Kitties and Kiddies

« previous post | next post »

This is a nice illustration of the phenomenon I talked about in a previous post.



24 Comments

  1. sollersuk said,

    July 1, 2008 @ 2:35 pm

    Now, that's a mistake that could never be made in the UK; "t" is always unvoiced and slightly aspirated whereas "d" is always voiced and never aspirated. Except, of course, for those dialects where internal "t" becomes a glottal stop – which "d" never does!

  2. Mark Reed said,

    July 1, 2008 @ 3:10 pm

    Isn't said phenomenon purely American, though? Seems like the rest of Anglophonia would pronounce those pairs of words distinctly, with the tap in "kiddie"/"meddle" and a glottal stop in "kitty"/"mettle"/"metal"…

  3. Sridhar said,

    July 1, 2008 @ 3:24 pm

    I thought Canadians, Australians, and New Zealanders all also had intervocalic alveolar flapping, no?

  4. Neil Dolinger said,

    July 1, 2008 @ 4:16 pm

    "Isn't said phenomenon purely American, though? Seems like the rest of Anglophonia would pronounce those pairs of words distinctly, with the tap in "kiddie"/"meddle" and a glottal stop in "kitty"/"mettle"/"metal"…"

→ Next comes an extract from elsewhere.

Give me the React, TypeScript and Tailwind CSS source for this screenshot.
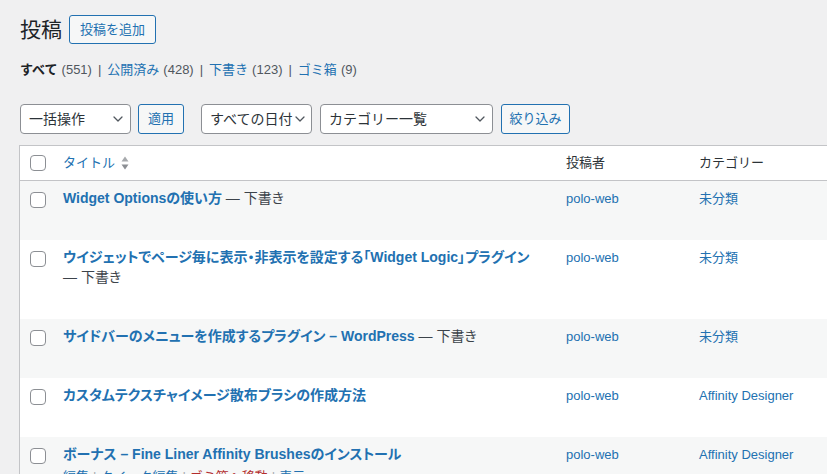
import React from 'react';

interface Post {
  id: number;
  title: string;
  draft: boolean;
  author: string;
  category: string;
  showActions?: boolean;
}

const posts: Post[] = [
  { id: 1, title: 'Widget Optionsの使い方', draft: true, author: 'polo-web', category: '未分類' },
  { id: 2, title: 'ウイジェットでページ毎に表示・非表示を設定する「Widget Logic」プラグイン', draft: true, author: 'polo-web', category: '未分類' },
  { id: 3, title: 'サイドバーのメニューを作成するプラグイン – WordPress', draft: true, author: 'polo-web', category: '未分類' },
  { id: 4, title: 'カスタムテクスチャイメージ散布ブラシの作成方法', draft: false, author: 'polo-web', category: 'Affinity Designer' },
  { id: 5, title: 'ボーナス – Fine Liner Affinity Brushesのインストール', draft: false, author: 'polo-web', category: 'Affinity Designer', showActions: true },
];

const Chevron = () => (
  <svg width="16" height="16" viewBox="0 0 20 20" fill="none" className="shrink-0">
    <path d="M5 7.5l5 5 5-5" stroke="#50575e" strokeWidth="1.6" strokeLinecap="round" strokeLinejoin="round" />
  </svg>
);

const Select = ({ label, width }: { label: string; width: string }) => (
  <div className={`flex items-center justify-between h-[30px] ${width} bg-white border border-[#8c8f94] rounded-[4px] pl-2 pr-1 text-[14px] text-[#2c3338] whitespace-nowrap`}>
    <span>{label}</span>
    <Chevron />
  </div>
);

const Button = ({ children, className = '' }: { children: React.ReactNode; className?: string }) => (
  <button className={`h-[30px] bg-[#f6f7f7] border border-[#2271b1] rounded-[3px] text-[13px] text-[#2271b1] whitespace-nowrap ${className}`}>
    {children}
  </button>
);

const Checkbox = () => (
  <span className="block w-4 h-4 bg-white border border-[#8c8f94] rounded-[4px]" />
);

const App: React.FC = () => {
  return (
    <div
      className="w-[827px] h-[474px] overflow-hidden bg-[#f0f0f1] text-[#3c434a]"
      style={{ fontFamily: '"Liberation Sans", "Noto Sans CJK JP", sans-serif' }}
    >
      <div className="pl-5 pt-[15px]">
        {/* heading */}
        <div className="flex items-center h-[29px]">
          <h1 className="text-[21px] text-[#1d2327] leading-none mr-[7px]">投稿</h1>
          <button className="h-[29px] px-[10px] bg-[#f6f7f7] border border-[#2271b1] rounded-[3px] text-[13px] text-[#2271b1] whitespace-nowrap">
            投稿を追加
          </button>
        </div>

        {/* status filters */}
        <div className="mt-4 h-5 leading-5 text-[13px] text-[#50575e] flex items-center whitespace-nowrap">
          <span className="text-[#1d2327] font-semibold">すべて</span>
          <span className="ml-1">(551)</span>
          <span className="mx-[6px]">|</span>
          <span className="text-[#2271b1]">公開済み</span>
          <span className="ml-1">(428)</span>
          <span className="mx-[6px]">|</span>
          <span className="text-[#2271b1]">下書き</span>
          <span className="ml-1">(123)</span>
          <span className="mx-[6px]">|</span>
          <span className="text-[#2271b1]">ゴミ箱</span>
          <span className="ml-1">(9)</span>
        </div>

        {/* tablenav */}
        <div className="mt-6 flex items-center">
          <Select label="一括操作" width="w-[111px]" />
          <Button className="ml-[7px] w-[46px]">適用</Button>
          <div className="ml-[17px]">
            <Select label="すべての日付" width="w-[111px]" />
          </div>
          <div className="ml-2">
            <Select label="カテゴリー一覧" width="w-[173px]" />
          </div>
          <Button className="ml-2 w-[69px]">絞り込み</Button>
        </div>

        {/* table */}
        <div className="mt-[11px] w-[1000px] -ml-px border-l border-t border-[#c3c4c7] bg-white">
          <div className="flex h-[35px] items-center border-b border-[#c3c4c7] text-[13px] text-[#2c3338]">
            <div className="w-[33px] pl-[10px] shrink-0">
              <Checkbox />
            </div>
            <div className="w-[503px] pl-[10px] shrink-0 flex items-center">
              <span className="text-[#2271b1]">タイトル</span>
              <svg width="8" height="16" viewBox="0 0 8 16" className="ml-[6px]">
                <path d="M4 1.5L7.5 6.5H0.5Z" fill="#a7aaad" />
                <path d="M4 14.5L7.5 9.5H0.5Z" fill="#8c8f94" />
              </svg>
            </div>
            <div className="w-[133px] pl-[10px] shrink-0">投稿者</div>
            <div className="w-[130px] pl-[10px] shrink-0">カテゴリー</div>
          </div>

          {posts.map((post, i) => (
            <div key={post.id} className={`flex items-start pt-2 pb-2 ${i % 2 === 0 ? 'bg-[#f6f7f7]' : 'bg-white'}`}>
              <div className="w-[33px] pl-[10px] pt-[3px] shrink-0">
                <Checkbox />
              </div>
              <div className="w-[503px] pl-[10px] pr-[10px] shrink-0">
                <div className="text-[14px] leading-[19.5px] [font-feature-settings:'palt']">
                  <span className="text-[#2271b1] font-semibold">{post.title}</span>
                  {post.draft && <span className="text-[#3c434a] whitespace-nowrap"> — 下書き</span>}
                </div>
                <div className={`pt-[2px] h-[23.5px] text-[13px] leading-[21px] ${post.showActions ? '' : 'invisible'}`}>
                  <span className="text-[#2271b1]">編集</span>
                  <span className="text-[#a7aaad] mx-1">|</span>
                  <span className="text-[#2271b1]">クイック編集</span>
                  <span className="text-[#a7aaad] mx-1">|</span>
                  <span className="text-[#b32d2e]">ゴミ箱へ移動</span>
                  <span className="text-[#a7aaad] mx-1">|</span>
                  <span className="text-[#2271b1]">表示</span>
                </div>
              </div>
              <div className="w-[133px] pl-[10px] shrink-0 text-[13px] leading-[19.5px] text-[#2271b1]">{post.author}</div>
              <div className="w-[130px] pl-[10px] shrink-0 text-[13px] leading-[19.5px] text-[#2271b1]">{post.category}</div>
            </div>
          ))}
        </div>
      </div>
    </div>
  );
};

export default App;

    I believe that in both the UK and US there are regional variations that produce the glottal stop, as well as aspirated and unaspirated 't' in the middle of 'kitty', 'mettle', etc.

    As for 'kiddie', although I have never heard any English speaker pronounce that consonant as anything but 'd' in speech, I think I remember hearing a song on the radio (Peter Gabriel or Mark Knopfler) in which a 'd' in the middle of a word was pronounced as unvoiced. Not sure if this was a fluke of recording or is an actual regional pronuciation. Has anyone else heard this?

  5. Catanea said,

    July 1, 2008 @ 4:17 pm

    I can only tell you, when I had one, it was a kitty car. I was a kiddie and I used it. [Technically, has no pedals, it's like the Flintstone's car, you "walk" it.] But I just thought it was called that. Years later I "analysed" the term and realized…the name as probably meant to be kiddie. But I took my parents' and grandparents' and sister's pronunciation, and said "kittycar". Witha vague assumption it was small and cute. "Kiddie" was not a word I knew.
    I am speaking of – hm – circa 1955? I was born in 1951.

  6. dveek said,

    July 1, 2008 @ 5:36 pm

    My contribution to the annals of linguistic science (due in no small part to my working with Brits, Aussies, Kiwis, and South Ifricans:)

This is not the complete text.